> **WRITTEN TASK**
Make an exact copy of all the entries below, with the pictures left out.

>> begin ENTRIES SHOWN

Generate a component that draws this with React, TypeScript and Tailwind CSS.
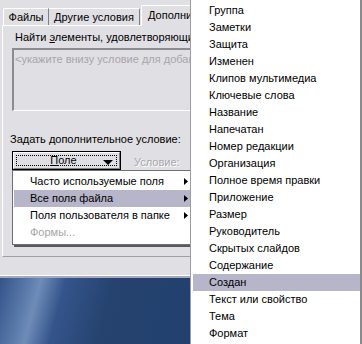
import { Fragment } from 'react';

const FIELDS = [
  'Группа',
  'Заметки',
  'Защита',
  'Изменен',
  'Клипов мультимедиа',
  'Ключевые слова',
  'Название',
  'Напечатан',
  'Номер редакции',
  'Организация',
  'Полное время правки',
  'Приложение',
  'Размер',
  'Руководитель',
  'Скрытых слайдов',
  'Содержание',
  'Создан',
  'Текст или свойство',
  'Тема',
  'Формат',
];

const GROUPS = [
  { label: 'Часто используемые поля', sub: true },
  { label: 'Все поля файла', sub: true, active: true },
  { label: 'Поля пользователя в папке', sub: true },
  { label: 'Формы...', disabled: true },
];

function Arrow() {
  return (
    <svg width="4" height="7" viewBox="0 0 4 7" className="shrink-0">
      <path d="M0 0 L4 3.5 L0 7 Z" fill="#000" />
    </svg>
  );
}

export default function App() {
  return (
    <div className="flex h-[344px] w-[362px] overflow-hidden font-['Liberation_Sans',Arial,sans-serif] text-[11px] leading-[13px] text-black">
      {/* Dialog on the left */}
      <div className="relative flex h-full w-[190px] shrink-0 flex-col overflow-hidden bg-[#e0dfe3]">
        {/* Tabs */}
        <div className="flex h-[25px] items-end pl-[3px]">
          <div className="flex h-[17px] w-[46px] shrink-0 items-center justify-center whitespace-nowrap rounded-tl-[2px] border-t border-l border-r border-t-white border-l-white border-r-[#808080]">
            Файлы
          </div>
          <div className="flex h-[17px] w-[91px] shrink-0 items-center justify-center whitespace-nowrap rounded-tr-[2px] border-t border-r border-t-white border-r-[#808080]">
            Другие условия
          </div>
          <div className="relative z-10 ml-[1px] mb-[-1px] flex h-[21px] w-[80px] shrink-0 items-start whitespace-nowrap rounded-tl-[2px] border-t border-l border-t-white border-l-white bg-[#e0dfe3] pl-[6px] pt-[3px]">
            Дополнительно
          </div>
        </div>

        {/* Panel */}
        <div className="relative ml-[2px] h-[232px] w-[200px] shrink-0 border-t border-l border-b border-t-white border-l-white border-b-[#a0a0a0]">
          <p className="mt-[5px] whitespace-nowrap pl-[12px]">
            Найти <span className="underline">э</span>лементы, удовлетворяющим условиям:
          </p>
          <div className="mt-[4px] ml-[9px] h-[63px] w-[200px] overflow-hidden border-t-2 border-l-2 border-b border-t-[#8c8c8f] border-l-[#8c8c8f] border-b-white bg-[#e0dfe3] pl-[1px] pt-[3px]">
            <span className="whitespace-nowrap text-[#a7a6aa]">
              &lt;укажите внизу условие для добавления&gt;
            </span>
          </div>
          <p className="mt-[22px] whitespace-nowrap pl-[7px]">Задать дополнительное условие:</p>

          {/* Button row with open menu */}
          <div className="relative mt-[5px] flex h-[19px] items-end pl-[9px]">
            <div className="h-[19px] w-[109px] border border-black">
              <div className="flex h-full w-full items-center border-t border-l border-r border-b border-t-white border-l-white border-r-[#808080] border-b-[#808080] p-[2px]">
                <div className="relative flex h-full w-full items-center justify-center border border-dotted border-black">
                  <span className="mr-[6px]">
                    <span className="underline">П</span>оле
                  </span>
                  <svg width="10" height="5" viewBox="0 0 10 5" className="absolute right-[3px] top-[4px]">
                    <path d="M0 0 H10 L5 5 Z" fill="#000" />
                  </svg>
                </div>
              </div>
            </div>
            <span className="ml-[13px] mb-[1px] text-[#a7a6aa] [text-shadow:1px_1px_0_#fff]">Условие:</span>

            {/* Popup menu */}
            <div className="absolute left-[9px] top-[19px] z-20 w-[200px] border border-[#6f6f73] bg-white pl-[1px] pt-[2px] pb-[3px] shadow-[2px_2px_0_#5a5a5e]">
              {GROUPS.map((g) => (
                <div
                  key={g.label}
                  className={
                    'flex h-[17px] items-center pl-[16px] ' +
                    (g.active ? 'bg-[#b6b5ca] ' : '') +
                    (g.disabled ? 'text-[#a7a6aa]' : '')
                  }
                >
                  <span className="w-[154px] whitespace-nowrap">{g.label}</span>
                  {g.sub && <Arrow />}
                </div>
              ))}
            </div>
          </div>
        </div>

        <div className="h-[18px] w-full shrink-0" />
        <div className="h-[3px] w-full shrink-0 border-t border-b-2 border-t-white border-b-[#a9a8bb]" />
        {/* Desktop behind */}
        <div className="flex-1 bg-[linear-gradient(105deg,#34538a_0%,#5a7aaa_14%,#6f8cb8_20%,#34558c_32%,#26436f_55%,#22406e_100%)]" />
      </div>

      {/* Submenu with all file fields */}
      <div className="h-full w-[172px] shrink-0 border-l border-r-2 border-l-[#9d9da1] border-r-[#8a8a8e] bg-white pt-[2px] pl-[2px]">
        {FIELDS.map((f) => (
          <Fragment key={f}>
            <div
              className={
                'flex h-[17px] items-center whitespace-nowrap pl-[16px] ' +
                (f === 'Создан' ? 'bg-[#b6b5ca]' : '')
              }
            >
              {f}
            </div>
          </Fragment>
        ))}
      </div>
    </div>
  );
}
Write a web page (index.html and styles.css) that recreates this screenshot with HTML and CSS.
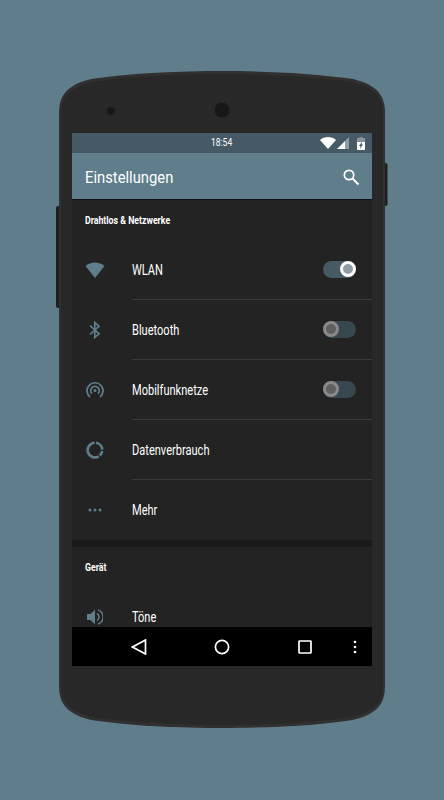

>> end ENTRIES SHOWN

> **SOLUTION TO THE EXERCISE**
Generate a component that draws this with React, TypeScript and Tailwind CSS.
import { Fragment } from 'react';

const FIELDS = [
  'Группа',
  'Заметки',
  'Защита',
  'Изменен',
  'Клипов мультимедиа',
  'Ключевые слова',
  'Название',
  'Напечатан',
  'Номер редакции',
  'Организация',
  'Полное время правки',
  'Приложение',
  'Размер',
  'Руководитель',
  'Скрытых слайдов',
  'Содержание',
  'Создан',
  'Текст или свойство',
  'Тема',
  'Формат',
];

const GROUPS = [
  { label: 'Часто используемые поля', sub: true },
  { label: 'Все поля файла', sub: true, active: true },
  { label: 'Поля пользователя в папке', sub: true },
  { label: 'Формы...', disabled: true },
];

function Arrow() {
  return (
    <svg width="4" height="7" viewBox="0 0 4 7" className="shrink-0">
      <path d="M0 0 L4 3.5 L0 7 Z" fill="#000" />
    </svg>
  );
}

export default function App() {
  return (
    <div className="flex h-[344px] w-[362px] overflow-hidden font-['Liberation_Sans',Arial,sans-serif] text-[11px] leading-[13px] text-black">
      {/* Dialog on the left */}
      <div className="relative flex h-full w-[190px] shrink-0 flex-col overflow-hidden bg-[#e0dfe3]">
        {/* Tabs */}
        <div className="flex h-[25px] items-end pl-[3px]">
          <div className="flex h-[17px] w-[46px] shrink-0 items-center justify-center whitespace-nowrap rounded-tl-[2px] border-t border-l border-r border-t-white border-l-white border-r-[#808080]">
            Файлы
          </div>
          <div className="flex h-[17px] w-[91px] shrink-0 items-center justify-center whitespace-nowrap rounded-tr-[2px] border-t border-r border-t-white border-r-[#808080]">
            Другие условия
          </div>
          <div className="relative z-10 ml-[1px] mb-[-1px] flex h-[21px] w-[80px] shrink-0 items-start whitespace-nowrap rounded-tl-[2px] border-t border-l border-t-white border-l-white bg-[#e0dfe3] pl-[6px] pt-[3px]">
            Дополнительно
          </div>
        </div>

        {/* Panel */}
        <div className="relative ml-[2px] h-[232px] w-[200px] shrink-0 border-t border-l border-b border-t-white border-l-white border-b-[#a0a0a0]">
          <p className="mt-[5px] whitespace-nowrap pl-[12px]">
            Найти <span className="underline">э</span>лементы, удовлетворяющим условиям:
          </p>
          <div className="mt-[4px] ml-[9px] h-[63px] w-[200px] overflow-hidden border-t-2 border-l-2 border-b border-t-[#8c8c8f] border-l-[#8c8c8f] border-b-white bg-[#e0dfe3] pl-[1px] pt-[3px]">
            <span className="whitespace-nowrap text-[#a7a6aa]">
              &lt;укажите внизу условие для добавления&gt;
            </span>
          </div>
          <p className="mt-[22px] whitespace-nowrap pl-[7px]">Задать дополнительное условие:</p>

          {/* Button row with open menu */}
          <div className="relative mt-[5px] flex h-[19px] items-end pl-[9px]">
            <div className="h-[19px] w-[109px] border border-black">
              <div className="flex h-full w-full items-center border-t border-l border-r border-b border-t-white border-l-white border-r-[#808080] border-b-[#808080] p-[2px]">
                <div className="relative flex h-full w-full items-center justify-center border border-dotted border-black">
                  <span className="mr-[6px]">
                    <span className="underline">П</span>оле
                  </span>
                  <svg width="10" height="5" viewBox="0 0 10 5" className="absolute right-[3px] top-[4px]">
                    <path d="M0 0 H10 L5 5 Z" fill="#000" />
                  </svg>
                </div>
              </div>
            </div>
            <span className="ml-[13px] mb-[1px] text-[#a7a6aa] [text-shadow:1px_1px_0_#fff]">Условие:</span>

            {/* Popup menu */}
            <div className="absolute left-[9px] top-[19px] z-20 w-[200px] border border-[#6f6f73] bg-white pl-[1px] pt-[2px] pb-[3px] shadow-[2px_2px_0_#5a5a5e]">
              {GROUPS.map((g) => (
                <div
                  key={g.label}
                  className={
                    'flex h-[17px] items-center pl-[16px] ' +
                    (g.active ? 'bg-[#b6b5ca] ' : '') +
                    (g.disabled ? 'text-[#a7a6aa]' : '')
                  }
                >
                  <span className="w-[154px] whitespace-nowrap">{g.label}</span>
                  {g.sub && <Arrow />}
                </div>
              ))}
            </div>
          </div>
        </div>

        <div className="h-[18px] w-full shrink-0" />
        <div className="h-[3px] w-full shrink-0 border-t border-b-2 border-t-white border-b-[#a9a8bb]" />
        {/* Desktop behind */}
        <div className="flex-1 bg-[linear-gradient(105deg,#34538a_0%,#5a7aaa_14%,#6f8cb8_20%,#34558c_32%,#26436f_55%,#22406e_100%)]" />
      </div>

      {/* Submenu with all file fields */}
      <div className="h-full w-[172px] shrink-0 border-l border-r-2 border-l-[#9d9da1] border-r-[#8a8a8e] bg-white pt-[2px] pl-[2px]">
        {FIELDS.map((f) => (
          <Fragment key={f}>
            <div
              className={
                'flex h-[17px] items-center whitespace-nowrap pl-[16px] ' +
                (f === 'Создан' ? 'bg-[#b6b5ca]' : '')
              }
            >
              {f}
            </div>
          </Fragment>
        ))}
      </div>
    </div>
  );
}
Write a web page (index.html and styles.css) that recreates this screenshot with HTML and CSS.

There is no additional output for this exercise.